I chose four-cell 2650 NanoTech batteries for power. They tuck into the canopy area with a nice tight fit and just one small piece of Velcro holds them in place. The plane balances perfectly. My other electronics are moved all the way forward.
Flight performance is excellent, and I programmed my radio for a “normal” airplane setup instead of delta. I now have a flying horizontal stab per the real plane, full aileron control, and full rudder control. I mixed elevators and ailerons to a switch which gives a rocket-like roll rate. I’m also experimenting with flaps and spoilerons which are currently a work in progress. After the first two flights I cut a small rectangular cheater hole an inch in front of the fan on the fuselage bottom. It’s invisible in the air, provides an increase in the scream of the motor, and more speed. Good move!
The plane weighs 8 ounces more than the stock setup; 28 ounces versus 20. Wing loading jumped to 20.1 ounces per square foot up from 14.8, still very manageable for a jet.
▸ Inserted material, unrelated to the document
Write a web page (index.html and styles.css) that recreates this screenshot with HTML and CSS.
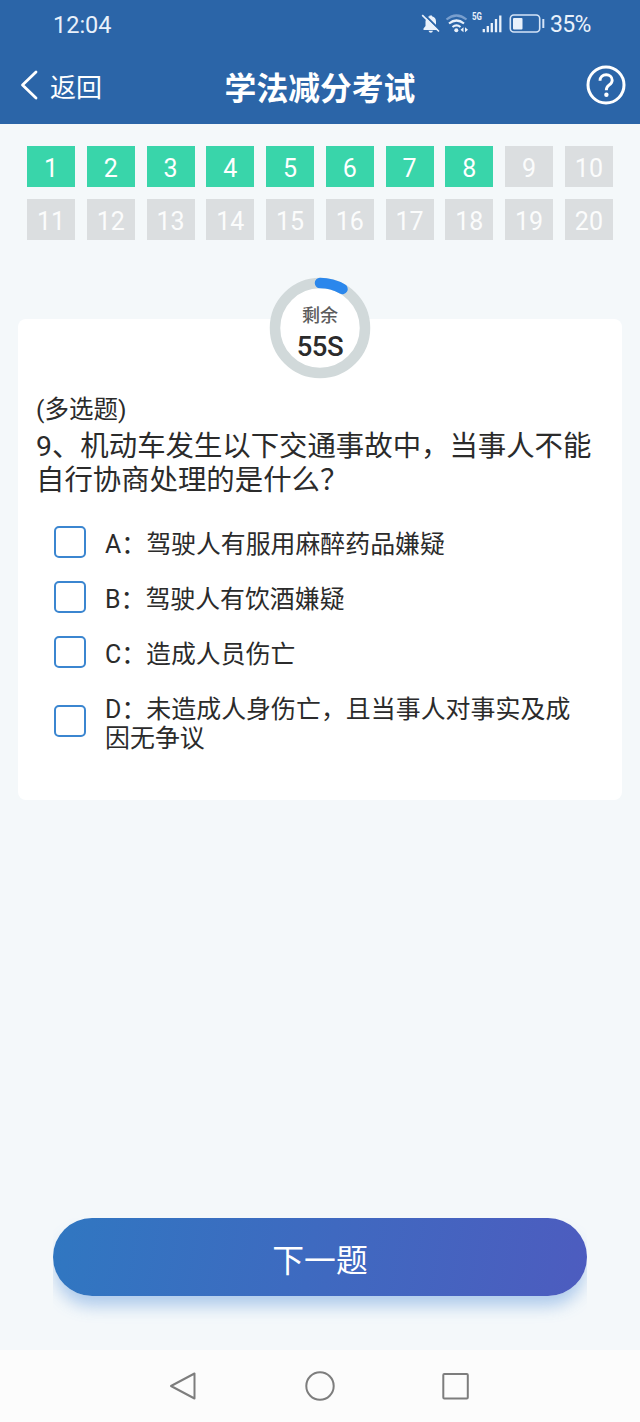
FILE: index.html
```html
<!DOCTYPE html>
<html lang="zh-CN">
<head>
    <meta charset="UTF-8">
    <meta name="viewport" content="width=device-width, initial-scale=1.0">
    <title>学法减分考试</title>
    <link rel="stylesheet" href="styles.css">
</head>
<body>
    <header class="header">
        <div class="status-bar">
            <span class="time">12:04</span>
            <div class="status-icons">
                <svg class="status-svg" width="125" height="24" viewBox="0 0 125 24">
                    <!-- bell off -->
                    <path d="M2.500 18v-1.500l2-2.500v-4.500c0-3 2-5 4-5.300v-.7h2.500v.7c2.500.500 4 2.500 4 5.300v4.500l2 2.500v1.500z" fill="#e9f1fb"/>
                    <path d="M7.500 18.800h4.500q-.500 2-2.200 2t-2.300-2z" fill="#e9f1fb"/>
                    <path d="M2.500 1.800l17 17" stroke="#2b65a8" stroke-width="2"/>
                    <path d="M1.200 3.200l16.800 16.300" stroke="#e9f1fb" stroke-width="1.700"/>
                    <!-- wifi -->
                    <g fill="none" stroke="#e9f1fb" stroke-width="2.200">
                        <path d="M25.500 7.500q10-8 20 0" stroke="#799fce"/>
                        <path d="M28 11.500q7.500-6 15 0"/>
                        <path d="M31.500 15q4-3.200 8 0"/>
                    </g>
                    <circle cx="35.300" cy="18.300" r="2" fill="#e9f1fb"/>
                    <path d="M42.500 15.200v5l-3-2.500zM44 15.200v5l3-2.500z" fill="#e9f1fb"/>
                    <!-- signal -->
                    <path d="M62.800 17v3.200M66.800 14v6.200M70.800 11v9.200M75 7v13.200M79.300 3.500v16.700" stroke="#e9f1fb" stroke-width="2.300"/>
                    <!-- battery -->
                    <rect x="89.300" y="3" width="29.400" height="17" rx="3.500" fill="none" stroke="#d5e4f7" stroke-width="1.600"/>
                    <rect x="92" y="6" width="9.500" height="11.500" rx="1" fill="#e9f1fb"/>
                    <path d="M122.300 7v9" stroke="#d5e4f7" stroke-width="2"/>
                </svg>
                <span class="network">5G</span>
                <span class="battery">35%</span>
            </div>
        </div>
        <nav class="nav-bar">
            <a class="back">
                <svg width="18" height="30" viewBox="0 0 18 30"><path d="M16 2L2.500 15 16 28" fill="none" stroke="#fff" stroke-width="2.800" stroke-linecap="round" stroke-linejoin="round"/></svg>
                <span>返回</span>
            </a>
            <h1 class="title">学法减分考试</h1>
            <svg class="help" width="40" height="40" viewBox="0 0 40 40">
                <circle cx="20" cy="20" r="18" fill="none" stroke="#fff" stroke-width="3"/>
                <path d="M14 15.800c0-4 2.800-6 6.200-6s6 2.200 6 5.400c0 2.500-1.500 3.700-3.200 5-2 1.500-2.700 2.200-2.700 5.100" fill="none" stroke="#fff" stroke-width="2.900"/>
                <circle cx="20.400" cy="29.700" r="2.200" fill="#fff"/>
            </svg>
        </nav>
    </header>

    <main class="content">
        <div class="number-grid">
            <span class="number done">1</span>
            <span class="number done">2</span>
            <span class="number done">3</span>
            <span class="number done">4</span>
            <span class="number done">5</span>
            <span class="number done">6</span>
            <span class="number done">7</span>
            <span class="number done">8</span>
            <span class="number">9</span>
            <span class="number">10</span>
            <span class="number">11</span>
            <span class="number">12</span>
            <span class="number">13</span>
            <span class="number">14</span>
            <span class="number">15</span>
            <span class="number">16</span>
            <span class="number">17</span>
            <span class="number">18</span>
            <span class="number">19</span>
            <span class="number">20</span>
        </div>

        <section class="card">
            <div class="timer">
                <svg class="timer-ring" width="102" height="102" viewBox="0 0 102 102">
                    <circle cx="51" cy="51" r="45" fill="#fff" stroke="#d1d9da" stroke-width="10.500"/>
                    <path d="M51 6A45 45 0 0 1 73.500 12" fill="none" stroke="#2b87ec" stroke-width="10.500" stroke-linecap="round"/>
                </svg>
                <span class="timer-label">剩余</span>
                <span class="timer-value">55S</span>
            </div>
            <p class="question-type">(多选题)</p>
            <p class="question">9、机动车发生以下交通事故中，当事人不能<br>自行协商处理的是什么？</p>
            <div class="options">
                <label class="option"><input type="checkbox"><span>A：驾驶人有服用麻醉药品嫌疑</span></label>
                <label class="option"><input type="checkbox"><span>B：驾驶人有饮酒嫌疑</span></label>
                <label class="option"><input type="checkbox"><span>C：造成人员伤亡</span></label>
                <label class="option"><input type="checkbox"><span>D：未造成人身伤亡，且当事人对事实及成<br>因无争议</span></label>
            </div>
        </section>

        <button class="next" type="button">下一题</button>
    </main>

    <footer class="system-nav">
        <svg width="30" height="32" viewBox="0 0 30 32"><path d="M26.500 3.500v25L3 16z" fill="none" stroke="#7d7d7d" stroke-width="2" stroke-linejoin="round"/></svg>
        <svg width="32" height="32" viewBox="0 0 32 32"><circle cx="16" cy="16" r="13.700" fill="none" stroke="#7d7d7d" stroke-width="2"/></svg>
        <svg width="30" height="32" viewBox="0 0 30 32"><rect x="1.300" y="4" width="24.500" height="24.500" rx="1" fill="none" stroke="#7d7d7d" stroke-width="2"/></svg>
    </footer>
</body>
</html>
```

FILE: styles.css
```css
* {
    box-sizing: border-box;
}
body {
    margin: 0;
    height: 1422px;
    display: flex;
    flex-direction: column;
    font-family: Roboto, "Noto Sans CJK SC", sans-serif;
    background-color: #f4f8fa;
    color: #2b2b2b;
}
.header {
    height: 124px;
    background-color: #2b65a8;
    color: #fff;
}
.status-bar {
    height: 48px;
    padding: 1px 50px 0 53px;
    display: flex;
    align-items: center;
    justify-content: space-between;
    color: #e9f1fb;
}
.time {
    font-size: 23.5px;
}
.status-icons {
    position: relative;
    display: flex;
    align-items: center;
    gap: 4px;
}
.status-svg {
    margin-top: -1px;
}
/* sits over the empty corner of the signal bars */
.network {
    position: absolute;
    left: 51px;
    top: 1px;
    font-size: 10.5px;
    line-height: 10px;
    font-weight: 700;
    transform: scaleX(0.75);
    transform-origin: left;
}
.battery {
    font-size: 23px;
    letter-spacing: -0.7px;
    margin-right: -0.7px;
}
.nav-bar {
    height: 76px;
    padding: 0 14px 0 20px;
    display: grid;
    grid-template-columns: 1fr auto 1fr;
    align-items: center;
}
.back {
    display: flex;
    align-items: center;
    gap: 12px;
    font-size: 26px;
    line-height: 30px;
}
.back svg {
    margin-top: -2px;
}
.back span {
    padding-top: 3px;
}
.title {
    margin: 5px 6px 0 0;
    font-size: 31.8px;
    font-weight: 700;
    line-height: 40px;
}
.help {
    justify-self: end;
    margin-top: -2px;
}
.content {
    height: 1226px;
    padding: 22px 18px 0;
    display: flex;
    flex-direction: column;
}
.number-grid {
    margin: 0 9px;
    display: grid;
    grid-template-columns: repeat(10, 48px);
    grid-auto-rows: 41px;
    justify-content: space-between;
    row-gap: 12px;
}
.number {
    display: flex;
    align-items: center;
    justify-content: center;
    padding-top: 4px;
    background-color: #dbdee0;
    color: #fbfcfc;
    font-size: 25px;
}
.number.done {
    background-color: #39d5aa;
    color: #fff;
}
.card {
    margin-top: 79px;
    height: 481px;
    padding: 0 18px;
    border-radius: 8px;
    background-color: #fff;
}
.timer {
    position: relative;
    width: 102px;
    height: 102px;
    margin: -42px auto 0;
    padding-top: 26px;
    display: flex;
    flex-direction: column;
    align-items: center;
}
.timer-ring {
    position: absolute;
    left: 0;
    top: 0;
}
.timer-label,
.timer-value {
    position: relative;
}
.timer-label {
    font-size: 18px;
    line-height: 26px;
    font-weight: 500;
    color: #5c5c5c;
}
.timer-value {
    font-size: 27.5px;
    line-height: 36px;
    font-weight: 500;
    letter-spacing: -0.4px;
}
.question-type {
    margin: 15px 0 0;
    font-size: 24.5px;
    line-height: 32px;
}
.question {
    margin: 4px 0 0;
    font-size: 28.4px;
    line-height: 34px;
    white-space: nowrap;
}
.options {
    margin-top: 19px;
    padding-left: 18px;
}
.option {
    display: flex;
    align-items: center;
    gap: 19px;
    min-height: 55px;
    font-size: 24.9px;
    line-height: 29px;
    white-space: nowrap;
}
.option:last-child {
    padding-top: 13px;
}
.option:last-child span {
    letter-spacing: 0.05px;
}
.option input {
    appearance: none;
    flex: none;
    width: 32px;
    height: 32px;
    margin: 0 0 6px;
    border: 2px solid #3b86d0;
    border-radius: 5px;
    background-color: #fff;
}
.next {
    margin: 418px 35px 0;
    height: 78px;
    padding: 7px 0 0;
    border: none;
    border-radius: 39px;
    background: linear-gradient(100deg, #3077c1, #4d5cbf);
    box-shadow: 0 12px 16px -2px rgba(70, 135, 215, 0.4);
    clip-path: inset(0 0 -30px 0);
    color: #fff;
    font-family: inherit;
    font-size: 31.8px;
    line-height: 40px;
}
.system-nav {
    height: 72px;
    padding: 0 168px;
    display: flex;
    align-items: center;
    justify-content: space-between;
    background-color: #fcfcfc;
}
```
Flight times are 3-3:30 minutes, but truthfully seem longer because the plane is so quick. I could get more time if I laid off the throttle a bit more, but hey, this is a jet! I don’t hand launch this one. Instead we launch off a catapult/bungee setup and our planes are at flying speed as soon as the bungee releases. The F-16 can be landed safely even if there is a “flameout” on launch.
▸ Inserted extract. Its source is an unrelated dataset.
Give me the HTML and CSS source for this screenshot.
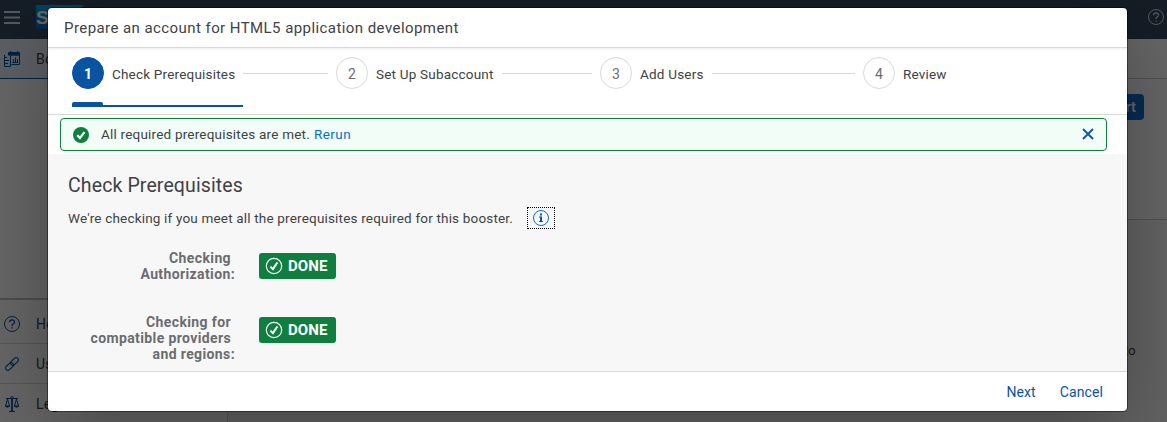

Constructing the plane with the modifications was well worth the time and effort. Of course there will be a next one and it will feature ailerons and a larger rudder with the stock motor/fan setup. I’m looking forward to that assembly and my target flying weight is 22 ounces. The new kit is already in my shop, having been recently acquired from Hobby People last month at a bargain. If you’ve thought of trying an EDF, the hundreds of pages on line attest to the Phase 3 F-16 as a great choice for your hangar, and the mods described on line make my plane look tame! Can’t wait to get started on the next one!